Items listed in a dataset:

————

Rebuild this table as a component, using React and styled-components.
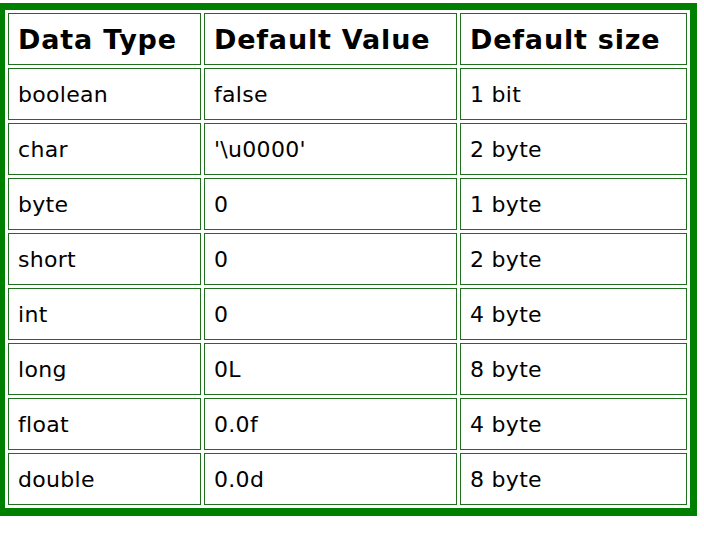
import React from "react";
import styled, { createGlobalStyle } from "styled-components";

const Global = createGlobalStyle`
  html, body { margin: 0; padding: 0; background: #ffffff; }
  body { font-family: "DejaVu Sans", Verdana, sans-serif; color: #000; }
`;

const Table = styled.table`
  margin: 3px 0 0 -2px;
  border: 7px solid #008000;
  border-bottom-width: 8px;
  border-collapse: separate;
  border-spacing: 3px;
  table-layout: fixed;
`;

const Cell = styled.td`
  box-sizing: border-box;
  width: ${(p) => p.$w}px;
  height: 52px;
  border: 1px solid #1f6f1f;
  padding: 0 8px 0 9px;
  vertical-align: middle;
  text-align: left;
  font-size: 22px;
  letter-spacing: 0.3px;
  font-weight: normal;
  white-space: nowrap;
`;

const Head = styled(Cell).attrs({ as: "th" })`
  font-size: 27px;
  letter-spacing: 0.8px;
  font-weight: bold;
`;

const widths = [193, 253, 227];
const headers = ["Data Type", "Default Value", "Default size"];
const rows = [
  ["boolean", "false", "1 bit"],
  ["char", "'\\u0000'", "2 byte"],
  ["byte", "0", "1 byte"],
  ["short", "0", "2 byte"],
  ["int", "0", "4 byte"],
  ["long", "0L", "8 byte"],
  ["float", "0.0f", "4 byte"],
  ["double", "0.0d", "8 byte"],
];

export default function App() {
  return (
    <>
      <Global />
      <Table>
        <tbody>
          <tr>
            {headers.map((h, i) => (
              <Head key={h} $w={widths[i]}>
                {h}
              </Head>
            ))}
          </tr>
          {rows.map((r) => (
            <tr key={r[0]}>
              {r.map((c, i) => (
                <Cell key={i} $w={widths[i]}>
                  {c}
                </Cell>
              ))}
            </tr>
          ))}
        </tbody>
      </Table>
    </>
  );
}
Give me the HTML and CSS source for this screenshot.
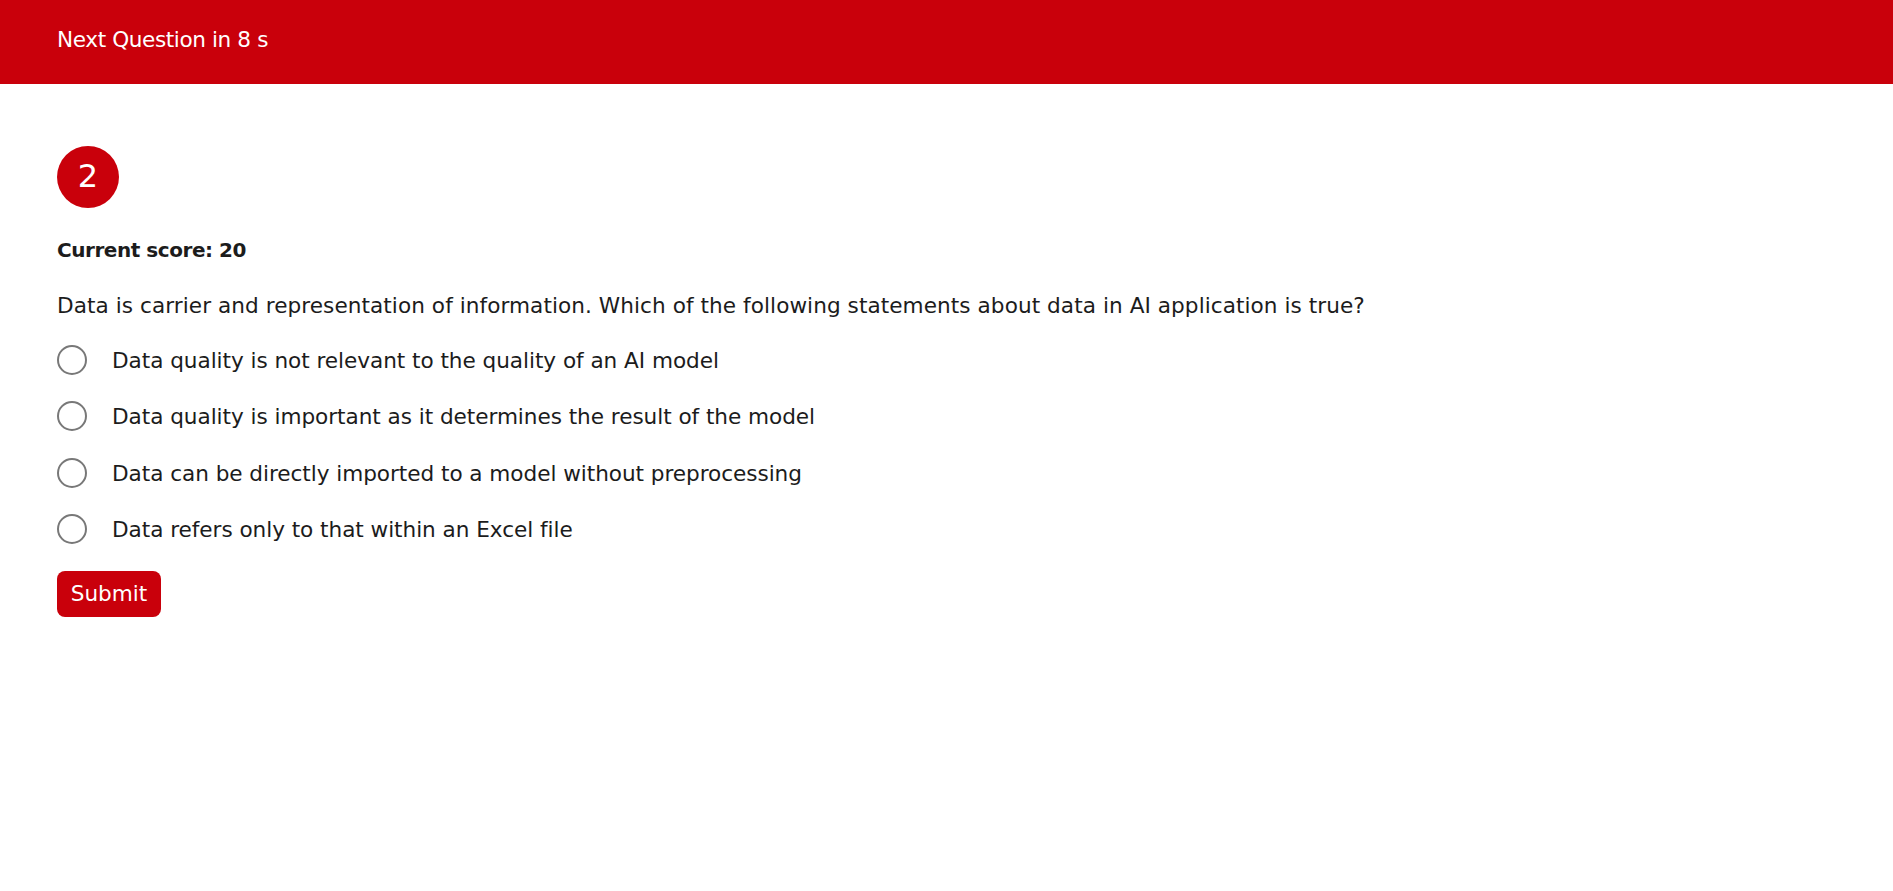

————

### PROBLEM TO WORK ON
Find each line with the string "styled" and copy it out.

### SOLUTION BELOW
Rebuild this table as a component, using React and styled-components.
import styled, { createGlobalStyle } from "styled-components";
const Table = styled.table`
const Cell = styled.td`
const Head = styled(Cell).attrs({ as: "th" })`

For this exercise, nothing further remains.